Is ‘Cocktail’ Tom Cruise’s worst movie?
Is it worse for a movie to be bad or forgettable? It’s an endless debate of cinema that has no real answer, but the trajectory of Tom Cruise‘s career over the last two decades has made it patently clear that he’s actively trying to avoid them both as much as humanly possible.
Long gone are the days when he’d regularly be found going out of his way to collaborate with the biggest, best, and brightest directors in the industry; such is the way the Cruise machine has evolved to make him the single biggest driving force behind every single one of his crowd-pleasing projects.
Obviously, nobody is immune from the odd stinker or two, but looking back at the never-ending ‘bad vs. forgettable’ debate, two of his recent titles stand out as the embodiment of both. The Mummy saw Cruise shoehorn his way into a position of creative power on a blockbuster intended to launch an entire shared universe, which ended up going down in infamy and taking a pummelling from anyone unfortunate enough to witness it with their own two eyes and yet it still earned north of $400million at the box office because he was in it.
Conversely, remember Lions for Lambs? Anybody? Believe it or not, it was a drama directed by and starring Robert Redford alongside Cruise and Meryl Streep, a heavyweight trio, if ever there was one. Greeted with a shrug of indifference, the superstar’s presidential candidate opens the door for Streep’s journalist to uncover the story of a lifetime. In what’s almost definitely not a coincidence, Cruise has never made a straightforward dramatic picture ever since, with his presence being relied on to shift tickets as the brand began to establish dominance over his career.
On the plus side, he did get the worst movie of his entire career out of the way relatively early, but because it arrived in cinemas immediately after Top Gun and The Color of Money, the risible Cocktail still conspired to recoup its production budget almost nine times over, despite going on to win a Golden Raspberry Award for ‘Worst Picture’ that was completely justified and well-merited.

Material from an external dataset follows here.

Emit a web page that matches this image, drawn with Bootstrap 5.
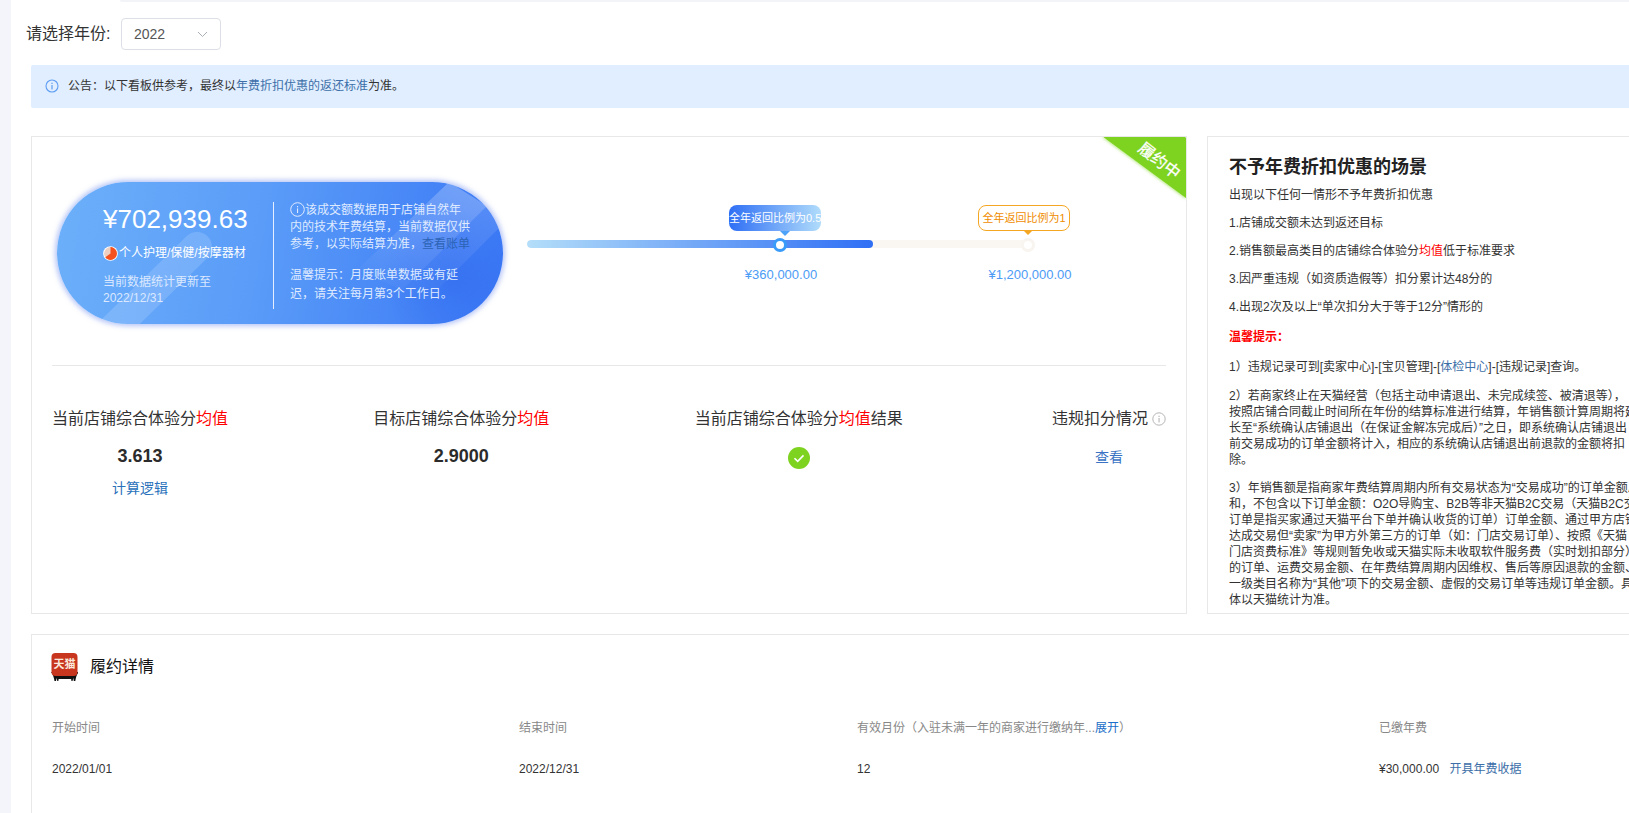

In an interview with Rolling Stone, Cruise conceded that it “was not a crowning jewel” of his on-screen accomplishments, which, if anything, is dramatically underselling it. Brash hotshot Brian Flanagan wants to get into the marketing business and embrace the yuppie lifestyle, but he can’t do it without a degree.
Working as a bartender to make ends meet and pay for his tuition, a falling-out with his boss causes him to flee to Jamaica and open his own watering hole, where he falls in with Elisabeth Shue’s artist Jordan Mooney. With a screenplay that feels as though it was written by a long-serving bartender to live out their wildest flights of fancy, not even Cruise’s undeniable star power could salvage a flaming dumpster fire of dramatic inertia, romantic placidity, and self-serving hubris.
About as shallow as the water lapping the sun-kissed beaches of Flanagan’s Jamaican bolthole, Cocktail is also exponentially cornier than the fields Christopher Nolan planted to aid the realism of Interstellar. It might work as a wish-fulfilment exercise for anybody who works – or has worked – in the service industry, but as a work of cinema, it’s an inane love story that doubles as an extended beer commercial, all wrapped in a poorly scripted shambles that leans far too hard on Cruise’s charisma to salvage the unsalvageable.
Cruise doesn’t make abjectly terrible movies very often, which may have a lot to do with his own dismissive opinion of Cocktail, one he’s harboured for going on 40 years. The Mummy is dire without a shadow of a doubt, but there’s something fascinating about just how cack-handed it was in conception and execution, which by extension gives it a curiosity factor Cocktail couldn’t possibly hope to attain.
It’s just a very uninteresting, laboriously stilted, and remarkably twee tale of a cocky upstart getting everything he wants by the time the credits come up, with no real drama, stakes, or conflict raised along the way. Missing the mark by miles isn’t regularly associated with the leading man’s career, but never have things sailed as wide of the goalposts as they did with Cocktail.